- WHAT IS REQUIRED -
Each line that includes "with" counts once; give the total and nothing besides.

═════ INFORMATION GIVEN ═════

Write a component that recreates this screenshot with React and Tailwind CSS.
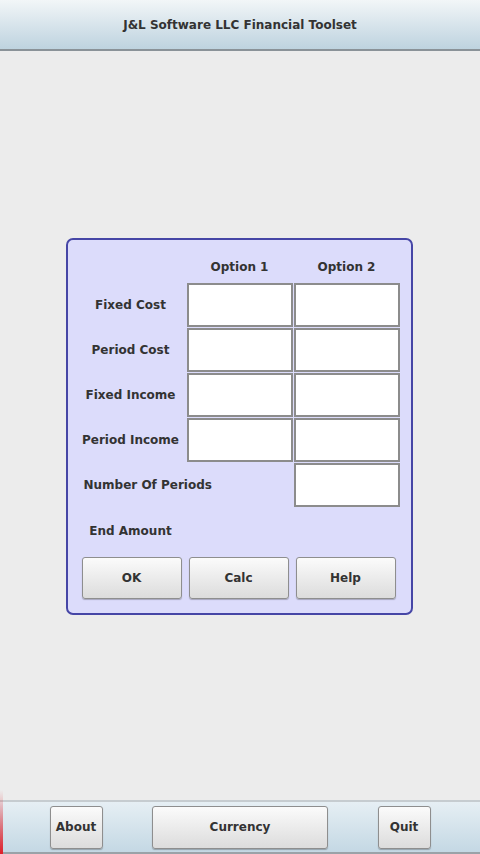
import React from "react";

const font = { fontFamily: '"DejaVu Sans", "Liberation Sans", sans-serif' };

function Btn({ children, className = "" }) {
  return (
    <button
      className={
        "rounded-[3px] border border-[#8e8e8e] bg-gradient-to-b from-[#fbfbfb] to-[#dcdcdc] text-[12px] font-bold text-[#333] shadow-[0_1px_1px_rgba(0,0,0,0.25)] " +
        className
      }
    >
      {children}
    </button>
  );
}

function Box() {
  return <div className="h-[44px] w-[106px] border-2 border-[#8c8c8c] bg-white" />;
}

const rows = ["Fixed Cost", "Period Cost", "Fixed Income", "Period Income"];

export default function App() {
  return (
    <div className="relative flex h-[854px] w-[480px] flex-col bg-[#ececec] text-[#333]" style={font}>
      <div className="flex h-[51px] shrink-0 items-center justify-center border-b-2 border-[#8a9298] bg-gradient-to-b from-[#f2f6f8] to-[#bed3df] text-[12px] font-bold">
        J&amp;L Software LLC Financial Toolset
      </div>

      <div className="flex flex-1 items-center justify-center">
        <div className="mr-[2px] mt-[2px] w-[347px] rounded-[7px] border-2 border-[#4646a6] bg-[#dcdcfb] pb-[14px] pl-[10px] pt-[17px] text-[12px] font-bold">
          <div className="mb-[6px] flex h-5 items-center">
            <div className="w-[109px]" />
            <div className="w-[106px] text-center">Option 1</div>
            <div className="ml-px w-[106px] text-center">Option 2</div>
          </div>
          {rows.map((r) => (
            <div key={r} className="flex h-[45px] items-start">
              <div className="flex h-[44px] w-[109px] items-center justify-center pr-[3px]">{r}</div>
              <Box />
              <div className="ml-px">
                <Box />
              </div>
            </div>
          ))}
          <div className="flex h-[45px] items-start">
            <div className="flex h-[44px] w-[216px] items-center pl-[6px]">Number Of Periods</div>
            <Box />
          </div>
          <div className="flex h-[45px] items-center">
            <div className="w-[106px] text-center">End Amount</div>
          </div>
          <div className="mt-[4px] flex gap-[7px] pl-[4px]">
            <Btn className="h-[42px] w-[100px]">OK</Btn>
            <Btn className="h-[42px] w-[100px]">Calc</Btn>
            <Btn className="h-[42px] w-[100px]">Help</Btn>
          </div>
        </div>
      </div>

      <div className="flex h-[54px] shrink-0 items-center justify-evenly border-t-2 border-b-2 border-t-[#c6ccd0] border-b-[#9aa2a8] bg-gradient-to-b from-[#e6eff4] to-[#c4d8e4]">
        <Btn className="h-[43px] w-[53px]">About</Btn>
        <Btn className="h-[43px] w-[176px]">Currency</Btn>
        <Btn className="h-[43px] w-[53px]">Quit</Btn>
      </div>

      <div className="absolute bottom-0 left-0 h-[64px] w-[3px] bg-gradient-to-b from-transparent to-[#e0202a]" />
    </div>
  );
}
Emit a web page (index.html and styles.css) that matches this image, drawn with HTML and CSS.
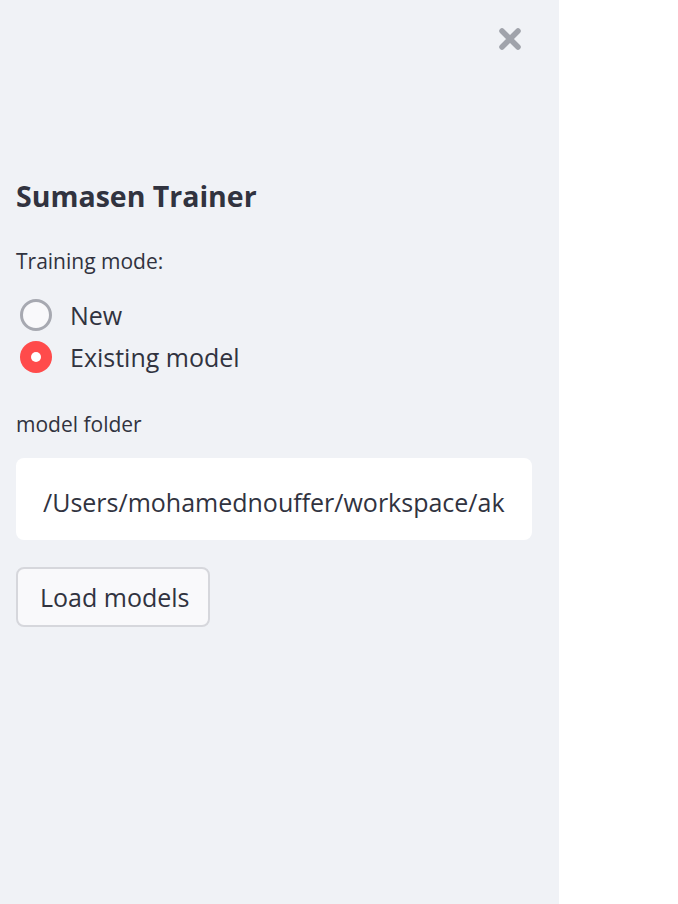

═════

- TASK RESULT -
2